Les suites du 14 juillet furent immenses. Le mouvement de Paris se communiqua aux provinces ; le peuple, à l’imitation de celui de la capitale, s’y organisa partout en municipalités pour se régir, et en gardes nationales pour se défendre. L’autorité ainsi que la force se déplacèrent entièrement ; la royauté les avait perdues par sa défaite, et la nation les avait conquises. Les nouveaux magistrats étaient seuls puissants et seuls obéis ; les anciens étaient devenus l’objet de la défiance. Dans les villes, on se déchaînait contre eux et contre les privilégiés qu’on supposait, non sans raison, ennemis du changement qui venait de s’opérer.

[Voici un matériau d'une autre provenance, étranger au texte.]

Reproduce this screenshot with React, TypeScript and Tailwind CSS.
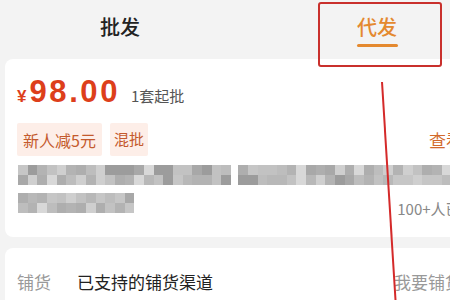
import React from "react";

const palette = [
  "bg-[#9c9c9c]",
  "bg-[#a8a8a8]",
  "bg-[#b3b3b3]",
  "bg-[#bdbdbd]",
  "bg-[#c6c6c6]",
  "bg-[#cfcfcf]",
  "bg-[#d8d8d8]",
  "bg-[#b8b8b8]",
  "bg-[#aeaeae]",
  "bg-[#c2c2c2]",
];

function rand(seed: number) {
  const x = Math.sin(seed * 12.9898 + 78.233) * 43758.5453;
  return x - Math.floor(x);
}

function Mosaic({ blocks, seed }: { blocks: number; seed: number }) {
  return (
    <div className="flex flex-col shrink-0">
      {[0, 1].map((r) => (
        <div key={r} className="flex">
          {Array.from({ length: blocks }).map((_, i) => {
            const v = rand(seed + r * 101 + i * 7);
            const cls = palette[Math.floor(v * palette.length) % palette.length];
            return <div key={i} className={`w-[9.7px] h-[10px] ${cls}`} />;
          })}
        </div>
      ))}
    </div>
  );
}

export default function App() {
  const cjk = { fontFamily: '"Noto Sans CJK SC", "Noto Sans", sans-serif' };
  const latin = { fontFamily: '"Liberation Sans", Arial, sans-serif' };
  return (
    <div className="relative w-[450px] h-[300px] overflow-hidden bg-[#f3f3f3]" style={cjk}>
      {/* Tabs */}
      <div className="flex h-[59px] w-[520px]">
        <div className="w-[240px] flex flex-col items-center pt-[13px]">
          <span className="text-[20px] leading-[28px] font-medium text-[#222]">批发</span>
        </div>
        <div className="w-[274px] flex flex-col items-center pt-[13px]">
          <span className="text-[20px] leading-[28px] font-medium text-[#e4892f]">代发</span>
          <div className="mt-[3px] w-[41px] h-[3px] rounded-full bg-[#e4892f]" />
        </div>
      </div>

      {/* Card 1 */}
      <div className="ml-[5px] w-[520px] h-[178px] bg-white rounded-[8px] pl-[12px]">
        <div className="flex items-baseline pt-[16px] h-[49px]">
          <span className="text-[17px] font-bold text-[#dd3f1b] mr-[3px]" style={latin}>¥</span>
          <span className="text-[31px] leading-[34px] font-bold text-[#dd3f1b] tracking-[2.6px]" style={latin}>
            98.00
          </span>
          <span className="ml-[11px] text-[15px] text-[#555]">1套起批</span>
        </div>
        <div className="flex items-center mt-[15px] h-[33px]">
          <div className="h-[33px] px-[6px] flex items-center bg-[#fdeee8] rounded-[2px] text-[16px] text-[#c45a2d]">新人减5元</div>
          <div className="ml-[8px] h-[33px] px-[4px] flex items-center bg-[#fdeee8] rounded-[2px] text-[15px] text-[#c45a2d]">混批</div>
          <span className="ml-[281px] text-[17px] text-[#d2692c] whitespace-nowrap">查看详情</span>
        </div>
        <div className="flex items-start mt-[9px] pl-[1px]">
          <Mosaic blocks={22} seed={3} />
          <div className="w-[7px]" />
          <Mosaic blocks={24} seed={41} />
        </div>
        <div className="flex items-start mt-[8px] pl-[1px]">
          <Mosaic blocks={12} seed={77} />
          <span className="ml-[263px] mt-[6px] text-[15px] leading-[20px] text-[#888] whitespace-nowrap">100+人已铺货</span>
        </div>
      </div>

      {/* Card 2 */}
      <div className="ml-[5px] mt-[11px] w-[520px] h-[80px] bg-white rounded-[8px] pl-[12px] pt-[20px]">
        <div className="flex items-center text-[17px] leading-[28px] whitespace-nowrap">
          <span className="text-[#999]">铺货</span>
          <span className="ml-[26px] text-[#222]">已支持的铺货渠道</span>
          <span className="ml-[181px] text-[#999]">我要铺货</span>
        </div>
      </div>

      {/* Annotation overlay */}
      <div className="absolute left-[318px] top-[2px] w-[124px] h-[65px] border-2 border-[#c9302c] rounded-[3px]" />
      <svg className="absolute left-0 top-0" width="450" height="300">
        <line x1="382" y1="82" x2="395.5" y2="300" stroke="#d42a2a" strokeWidth="2" />
      </svg>
    </div>
  );
}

Dans les campagnes, on incendiait les châteaux, et les paysans brûlaient les titres de leurs seigneurs. Il est bien difficile que, dans un moment de victoire, on n’abuse pas de la puissance. Mais il importait, pour apaiser le peuple, de détruire les abus, afin qu’en voulant s’y soustraire il ne confondît point les priviléges avec les propriétés. Les ordres avaient disparu ; l’arbitraire était détruit ; leur ancien accompagnement, l’inégalité, devait être supprimé. C’est par là qu’il fallait procéder à l’établissement de l’ordre nouveau ; ces préliminaires furent l’œuvre d’une seule nuit.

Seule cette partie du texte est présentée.